■ **Your objective**
Identify all lines of the data containing the string "this" and copy them.

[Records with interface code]
■ ■ ■ ■

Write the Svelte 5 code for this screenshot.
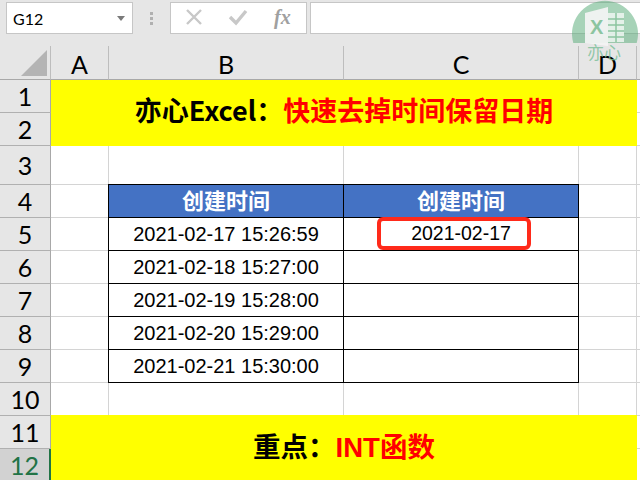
<script>
  const columns = ['A', 'B', 'C', 'D'];
  const times = [
    '2021-02-17 15:26:59',
    '2021-02-18 15:27:00',
    '2021-02-19 15:28:00',
    '2021-02-20 15:29:00',
    '2021-02-21 15:30:00'
  ];
</script>

<div class="app">
  <div class="toolbar">
    <div class="namebox">
      <span>G12</span>
      <i class="caret"></i>
    </div>
    <div class="grip"><i></i><i></i><i></i></div>
    <div class="buttons">
      <svg width="20" height="20" viewBox="0 0 20 20">
        <path d="M3 3 L17 17 M17 3 L3 17" stroke="#c8c8c8" stroke-width="2.4" fill="none" />
      </svg>
      <svg width="20" height="20" viewBox="0 0 20 20">
        <path d="M2 10 L8 16 L18 4" stroke="#c8c8c8" stroke-width="3.4" fill="none" />
      </svg>
      <span class="fx">fx</span>
    </div>
    <div class="formula"></div>
  </div>

  <div class="sheet">
    <div class="corner">
      <svg width="51" height="33" viewBox="0 0 51 33">
        <path d="M21 30 L47 4 L47 30 Z" fill="#b4b4b4" />
      </svg>
    </div>
    {#each columns as col}
      <div class="colhead">{col}</div>
    {/each}
    <div class="colhead last"></div>

    <div class="rowhead">1</div>
    <div class="banner top">
      <span>亦心Excel：</span><span class="red">快速去掉时间保留日期</span>
    </div>
    <div class="edge"></div>
    <div class="rowhead">2</div>
    <div class="edge"></div>

    <div class="rowhead">3</div>
    <div class="cell"></div><div class="cell"></div><div class="cell"></div><div class="cell"></div>
    <div class="edge"></div>

    <div class="rowhead">4</div>
    <div class="cell"></div>
    <div class="tcell head"><span>创建时间</span></div>
    <div class="tcell head"><span>创建时间</span></div>
    <div class="cell"></div>
    <div class="edge"></div>

    {#each times as time, i}
      <div class="rowhead">{i + 5}</div>
      <div class="cell"></div>
      <div class="tcell">{time}</div>
      <div class="tcell">
        {#if i === 0}
          <span class="date">2021-02-17</span>
          <div class="mark"></div>
        {/if}
      </div>
      <div class="cell"></div>
      <div class="edge"></div>
    {/each}

    <div class="rowhead">10</div>
    <div class="cell"></div><div class="cell"></div><div class="cell"></div><div class="cell"></div>
    <div class="edge"></div>

    <div class="rowhead">11</div>
    <div class="banner bottom">
      <span>重点：</span><span class="red">INT函数</span>
    </div>
    <div class="edge"></div>
    <div class="rowhead active">12</div>
    <div class="edge"></div>
  </div>

  <div class="logo">
    <svg width="68" height="46" viewBox="0 0 68 46">
      <path d="M2.3 43 A33 33 0 1 1 65.7 43 Z" fill="#5fae7e" fill-opacity="0.55" />
      <path d="M37 13 H53 V42 H37 Z" fill="#eef6f1" fill-opacity="0.85" />
      <path d="M37 19 H53 M37 25 H53 M37 31 H53 M37 37 H53 M45 13 V42" stroke="#8cc5a0" stroke-width="1.5" fill="none" />
      <path d="M14 13 L37 7 V46 L14 43 Z" fill="#f4f4f4" fill-opacity="0.92" />
    </svg>
    <span class="logox">X</span>
    <span class="logotext">亦心</span>
  </div>
</div>

<style>
  :global(body) {
    margin: 0;
    overflow: hidden;
    background: #fff;
  }
  .app {
    width: 640px;
    height: 480px;
    position: relative;
    overflow: hidden;
    font-family: "Liberation Sans", "Noto Sans CJK SC", sans-serif;
    color: #000;
  }

  .toolbar {
    height: 46px;
    box-sizing: border-box;
    background: #e6e6e6;
    padding: 2px 0 0 6px;
    display: flex;
    align-items: flex-start;
  }
  .namebox,
  .buttons,
  .formula {
    height: 32px;
    box-sizing: border-box;
    background: #fff;
    border: 1px solid #c6c6c6;
    display: flex;
    align-items: center;
  }
  .namebox {
    width: 127px;
    padding: 0 6px 0 6px;
    justify-content: space-between;
    font: 16px Lato, sans-serif;
  }
  .caret {
    border: 4px solid transparent;
    border-top: 5px solid #7a7a7a;
    border-bottom: 0;
    margin-right: 1px;
  }
  .grip {
    width: 37px;
    height: 32px;
    display: flex;
    flex-direction: column;
    align-items: center;
    justify-content: center;
    gap: 2px;
  }
  .grip i {
    width: 3px;
    height: 3px;
    background: #b0b0b0;
  }
  .buttons {
    width: 137px;
    padding: 0 0 2px 13px;
    gap: 24px;
  }
  .fx {
    font: italic bold 20px "Liberation Serif", serif;
    color: #a0a0a0;
    margin-left: 2px;
  }
  .formula {
    flex: 1;
    margin-left: 3px;
    border-right: 0;
  }

  .sheet {
    display: grid;
    grid-template-columns: 51px 58px 235px 235px 58px 3px;
    grid-template-rows: 34px 33px 33px 39px repeat(8, 33px) 32px;
  }
  .sheet > div {
    box-sizing: border-box;
  }
  .corner,
  .colhead {
    background: #e6e6e6;
    border-bottom: 1px solid #a8a8a8;
    border-right: 1px solid #bdbdbd;
  }
  .colhead {
    display: flex;
    align-items: center;
    justify-content: center;
    font: 25px Lato, sans-serif;
    padding-top: 3px;
  }
  .colhead.last {
    border-right: 0;
  }
  .rowhead {
    background: #e6e6e6;
    border-bottom: 1px solid #b0b0b0;
    border-right: 1px solid #a8a8a8;
    display: flex;
    align-items: center;
    justify-content: center;
    font: 25px Lato, sans-serif;
  }
  .rowhead.active {
    background: #d2d2d2;
    color: #217346;
    border-right: 2px solid #217346;
    border-bottom: 0;
  }
  .cell {
    border-right: 1px solid #d4d4d4;
    border-bottom: 1px solid #d4d4d4;
  }
  .edge {
    border-bottom: 1px solid #d4d4d4;
  }
  .tcell {
    position: relative;
    border: 1px solid #000;
    margin: -1px 0 0 -1px;
    display: flex;
    align-items: center;
    justify-content: center;
    font-size: 20px;
  }
  .tcell.head {
    background: #4472c4;
    color: #fff;
    font-size: 22px;
    font-weight: 700;
  }
  .tcell.head span {
    margin-top: -4px;
  }
  .date {
    font-size: 19.5px;
    margin-top: -1px;
  }
  .mark {
    position: absolute;
    left: 33px;
    top: -1px;
    width: 154px;
    height: 33px;
    box-sizing: border-box;
    border: 4px solid #ff2a1a;
    border-radius: 6px;
  }
  .banner {
    grid-column: span 4;
    grid-row: span 2;
    background: #ff0;
    display: flex;
    align-items: center;
    justify-content: center;
    font-weight: 700;
  }
  .banner.top {
    font-family: "Noto Sans CJK SC", sans-serif;
    font-size: 27px;
    padding-bottom: 8px;
  }
  .banner.bottom {
    font-size: 27.5px;
    margin-top: -1px;
    padding-bottom: 6px;
  }
  .red {
    color: #f00;
  }

  .logo {
    position: absolute;
    left: 571px;
    top: 0;
    width: 68px;
    height: 64px;
  }
  .logo svg {
    display: block;
  }
  .logox {
    position: absolute;
    left: 19px;
    top: 16px;
    font: 700 20px "Liberation Sans", sans-serif;
    color: #8cc5a0;
  }
  .logotext {
    position: absolute;
    left: 16px;
    top: 44px;
    font-size: 17px;
    line-height: 20px;
    color: rgba(120, 190, 150, 0.8);
  }
</style>
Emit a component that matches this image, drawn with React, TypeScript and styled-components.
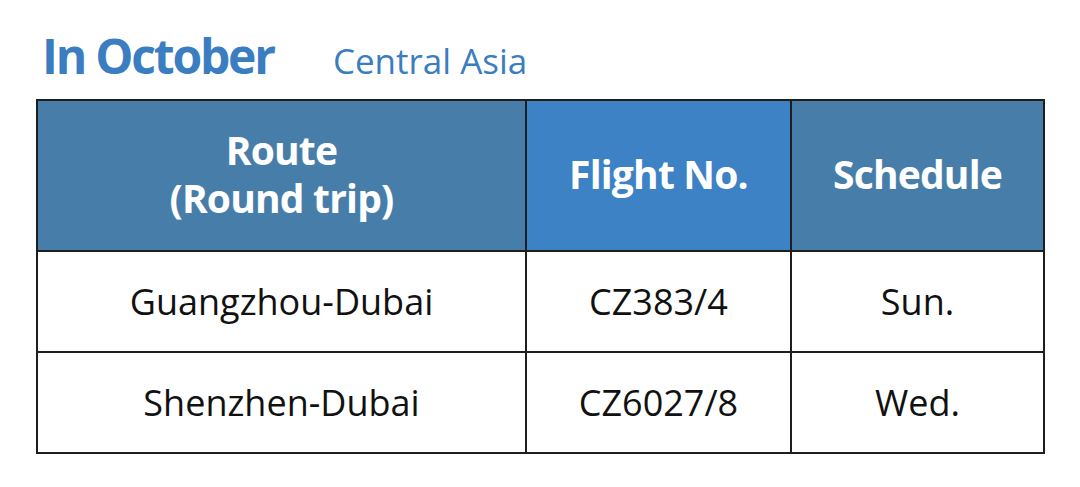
import React from 'react';
import styled, { createGlobalStyle } from 'styled-components';

const GlobalStyle = createGlobalStyle`
  html, body {
    margin: 0;
    padding: 0;
    background: #ffffff;
  }
  body {
    font-family: "Open Sans", "Noto Sans", sans-serif;
  }
`;

const Page = styled.div`
  width: 1080px;
  height: 487px;
  box-sizing: border-box;
  padding: 24px 0 0 36px;
`;

const Heading = styled.div`
  display: flex;
  align-items: baseline;
  gap: 59px;
  padding-left: 6px;
  height: 75px;
  color: #3a7dc1;
`;

const Title = styled.h1`
  margin: 0;
  font-size: 48px;
  font-weight: 700;
  letter-spacing: -2.2px;
  line-height: 64px;
`;

const Subtitle = styled.span`
  font-size: 35px;
  font-weight: 400;
  line-height: 64px;
`;

const Table = styled.table`
  width: 1008px;
  border-collapse: collapse;
  table-layout: fixed;
`;

const Col = styled.col<{ $w: number }>`
  width: ${p => p.$w}px;
`;

const HeadCell = styled.th<{ $accent?: boolean }>`
  height: 146px;
  padding: 0 0 3px;
  border: 2px solid #1e1e1e;
  background: ${p => (p.$accent ? '#3c82c4' : '#477ea9')};
  color: #ffffff;
  font-size: 39px;
  font-weight: 700;
  line-height: 48px;
  letter-spacing: -0.8px;
  text-align: center;
  vertical-align: middle;
`;

const Cell = styled.td`
  height: 99px;
  padding: 0;
  border: 2px solid #1e1e1e;
  color: #111111;
  font-size: 36px;
  font-weight: 400;
  text-align: center;
  vertical-align: middle;
`;

const rows = [
  { route: 'Guangzhou-Dubai', flight: 'CZ383/4', day: 'Sun.' },
  { route: 'Shenzhen-Dubai', flight: 'CZ6027/8', day: 'Wed.' },
];

const App: React.FC = () => {
  return (
    <Page>
      <GlobalStyle />
      <Heading>
        <Title>In October</Title>
        <Subtitle>Central Asia</Subtitle>
      </Heading>
      <Table>
        <colgroup>
          <Col $w={489} />
          <Col $w={265} />
          <Col $w={253} />
        </colgroup>
        <thead>
          <tr>
            <HeadCell>
              Route
              <br />
              (Round trip)
            </HeadCell>
            <HeadCell $accent>Flight No.</HeadCell>
            <HeadCell>Schedule</HeadCell>
          </tr>
        </thead>
        <tbody>
          {rows.map(r => (
            <tr key={r.flight}>
              <Cell>{r.route}</Cell>
              <Cell>{r.flight}</Cell>
              <Cell>{r.day}</Cell>
            </tr>
          ))}
        </tbody>
      </Table>
    </Page>
  );
};

export default App;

■ ■ ■ ■

■ **Written response**
Write the Svelte 5 code for this screenshot.
Emit a component that matches this image, drawn with React, TypeScript and styled-components.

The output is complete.